[Aim] Find each line holding "styles" and copy it out.

[Dataset excerpt]
===============
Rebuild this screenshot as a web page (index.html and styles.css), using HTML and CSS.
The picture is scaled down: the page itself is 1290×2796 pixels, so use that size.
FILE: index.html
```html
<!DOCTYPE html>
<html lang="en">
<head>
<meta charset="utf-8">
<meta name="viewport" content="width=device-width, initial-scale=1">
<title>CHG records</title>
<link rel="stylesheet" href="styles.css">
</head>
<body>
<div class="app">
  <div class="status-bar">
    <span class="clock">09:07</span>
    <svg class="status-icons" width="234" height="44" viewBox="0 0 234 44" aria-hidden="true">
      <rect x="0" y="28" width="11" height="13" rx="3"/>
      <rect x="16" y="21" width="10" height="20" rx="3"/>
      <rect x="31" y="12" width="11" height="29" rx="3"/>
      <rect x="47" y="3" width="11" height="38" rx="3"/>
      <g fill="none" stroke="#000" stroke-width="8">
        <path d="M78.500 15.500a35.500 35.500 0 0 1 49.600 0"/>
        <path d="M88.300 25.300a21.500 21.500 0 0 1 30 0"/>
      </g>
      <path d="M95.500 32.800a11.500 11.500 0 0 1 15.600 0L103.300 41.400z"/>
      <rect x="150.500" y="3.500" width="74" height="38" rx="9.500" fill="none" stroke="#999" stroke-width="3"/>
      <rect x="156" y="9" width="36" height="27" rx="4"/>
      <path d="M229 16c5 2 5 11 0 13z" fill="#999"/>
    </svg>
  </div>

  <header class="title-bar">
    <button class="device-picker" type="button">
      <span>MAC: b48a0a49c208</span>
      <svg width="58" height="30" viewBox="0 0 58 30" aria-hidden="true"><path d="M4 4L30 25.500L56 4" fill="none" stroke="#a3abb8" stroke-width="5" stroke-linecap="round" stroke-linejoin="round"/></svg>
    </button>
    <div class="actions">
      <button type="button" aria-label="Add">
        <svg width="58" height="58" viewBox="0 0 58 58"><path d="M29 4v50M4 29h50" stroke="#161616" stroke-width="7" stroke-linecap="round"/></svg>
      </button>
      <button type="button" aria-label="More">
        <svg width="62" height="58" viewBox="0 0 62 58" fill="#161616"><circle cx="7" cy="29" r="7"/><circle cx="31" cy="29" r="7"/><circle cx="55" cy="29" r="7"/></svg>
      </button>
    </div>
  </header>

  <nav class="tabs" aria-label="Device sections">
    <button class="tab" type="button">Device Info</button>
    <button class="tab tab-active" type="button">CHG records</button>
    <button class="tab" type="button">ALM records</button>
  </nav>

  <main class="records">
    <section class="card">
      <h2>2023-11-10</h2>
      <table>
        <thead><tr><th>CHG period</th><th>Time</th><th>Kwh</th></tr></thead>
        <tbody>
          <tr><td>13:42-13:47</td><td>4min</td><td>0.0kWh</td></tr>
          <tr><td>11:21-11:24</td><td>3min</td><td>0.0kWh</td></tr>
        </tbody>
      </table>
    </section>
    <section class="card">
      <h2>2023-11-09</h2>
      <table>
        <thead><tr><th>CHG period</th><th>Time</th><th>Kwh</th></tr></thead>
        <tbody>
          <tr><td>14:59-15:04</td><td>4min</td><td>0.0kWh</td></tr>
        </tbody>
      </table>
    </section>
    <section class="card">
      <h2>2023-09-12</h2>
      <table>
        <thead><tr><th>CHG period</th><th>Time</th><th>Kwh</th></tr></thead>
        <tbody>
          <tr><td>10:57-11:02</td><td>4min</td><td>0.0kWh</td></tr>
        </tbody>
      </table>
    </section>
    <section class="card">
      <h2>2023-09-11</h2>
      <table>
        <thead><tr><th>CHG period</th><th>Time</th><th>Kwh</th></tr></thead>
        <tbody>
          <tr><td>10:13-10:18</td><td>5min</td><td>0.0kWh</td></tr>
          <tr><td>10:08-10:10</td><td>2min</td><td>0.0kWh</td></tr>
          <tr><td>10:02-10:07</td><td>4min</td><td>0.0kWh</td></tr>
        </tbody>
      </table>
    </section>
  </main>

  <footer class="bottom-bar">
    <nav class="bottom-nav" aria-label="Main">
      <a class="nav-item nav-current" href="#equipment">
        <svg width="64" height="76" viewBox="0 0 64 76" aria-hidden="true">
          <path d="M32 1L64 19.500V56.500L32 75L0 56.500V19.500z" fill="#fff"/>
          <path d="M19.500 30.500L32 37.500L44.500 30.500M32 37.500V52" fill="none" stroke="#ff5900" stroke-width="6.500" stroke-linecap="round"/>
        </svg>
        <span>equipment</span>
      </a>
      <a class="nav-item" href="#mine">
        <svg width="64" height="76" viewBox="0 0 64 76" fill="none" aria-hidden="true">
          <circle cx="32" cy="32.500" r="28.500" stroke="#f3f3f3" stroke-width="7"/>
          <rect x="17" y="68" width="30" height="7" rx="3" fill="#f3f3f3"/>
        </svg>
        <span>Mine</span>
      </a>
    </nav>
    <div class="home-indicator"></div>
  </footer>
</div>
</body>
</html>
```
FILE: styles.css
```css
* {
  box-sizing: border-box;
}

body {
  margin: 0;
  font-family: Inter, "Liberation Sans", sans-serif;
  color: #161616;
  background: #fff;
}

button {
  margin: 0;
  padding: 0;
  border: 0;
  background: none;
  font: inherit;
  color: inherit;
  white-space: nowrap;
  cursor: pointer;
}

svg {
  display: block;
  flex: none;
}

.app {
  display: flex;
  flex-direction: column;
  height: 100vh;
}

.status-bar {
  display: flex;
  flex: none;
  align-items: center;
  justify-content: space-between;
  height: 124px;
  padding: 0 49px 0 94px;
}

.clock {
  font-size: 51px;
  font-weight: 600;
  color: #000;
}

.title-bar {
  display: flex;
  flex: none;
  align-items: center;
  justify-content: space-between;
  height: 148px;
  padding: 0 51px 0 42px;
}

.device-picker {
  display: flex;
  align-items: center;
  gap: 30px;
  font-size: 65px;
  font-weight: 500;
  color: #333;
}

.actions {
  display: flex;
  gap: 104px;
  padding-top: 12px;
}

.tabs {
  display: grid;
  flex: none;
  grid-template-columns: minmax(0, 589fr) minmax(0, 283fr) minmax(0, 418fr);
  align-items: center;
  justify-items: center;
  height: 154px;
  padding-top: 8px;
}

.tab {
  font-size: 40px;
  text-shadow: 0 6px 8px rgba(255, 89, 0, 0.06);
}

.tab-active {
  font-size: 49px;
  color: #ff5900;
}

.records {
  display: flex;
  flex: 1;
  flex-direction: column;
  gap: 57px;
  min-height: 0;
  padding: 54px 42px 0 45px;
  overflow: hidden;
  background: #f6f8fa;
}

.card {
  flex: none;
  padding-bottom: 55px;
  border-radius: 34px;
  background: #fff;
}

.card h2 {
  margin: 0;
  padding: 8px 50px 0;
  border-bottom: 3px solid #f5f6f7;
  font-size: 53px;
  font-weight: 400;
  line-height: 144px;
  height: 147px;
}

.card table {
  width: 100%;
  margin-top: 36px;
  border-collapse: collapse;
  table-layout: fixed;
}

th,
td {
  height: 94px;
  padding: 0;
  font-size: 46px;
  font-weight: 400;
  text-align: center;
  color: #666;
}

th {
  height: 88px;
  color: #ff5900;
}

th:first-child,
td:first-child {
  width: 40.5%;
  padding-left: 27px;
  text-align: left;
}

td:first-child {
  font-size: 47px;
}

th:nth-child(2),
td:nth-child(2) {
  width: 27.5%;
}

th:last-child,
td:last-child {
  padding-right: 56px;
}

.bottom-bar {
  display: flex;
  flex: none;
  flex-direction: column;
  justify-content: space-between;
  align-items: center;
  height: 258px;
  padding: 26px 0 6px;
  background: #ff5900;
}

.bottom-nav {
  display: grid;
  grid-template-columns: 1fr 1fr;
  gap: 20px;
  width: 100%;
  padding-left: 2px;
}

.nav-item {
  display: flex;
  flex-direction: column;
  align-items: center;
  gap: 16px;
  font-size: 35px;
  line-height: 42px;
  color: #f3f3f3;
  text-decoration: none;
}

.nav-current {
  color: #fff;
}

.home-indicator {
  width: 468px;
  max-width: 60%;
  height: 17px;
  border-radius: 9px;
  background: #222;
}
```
===============
[Worked answer]
Rebuild this screenshot as a web page (index.html and styles.css), using HTML and CSS.
<link rel="stylesheet" href="styles.css">
FILE: styles.css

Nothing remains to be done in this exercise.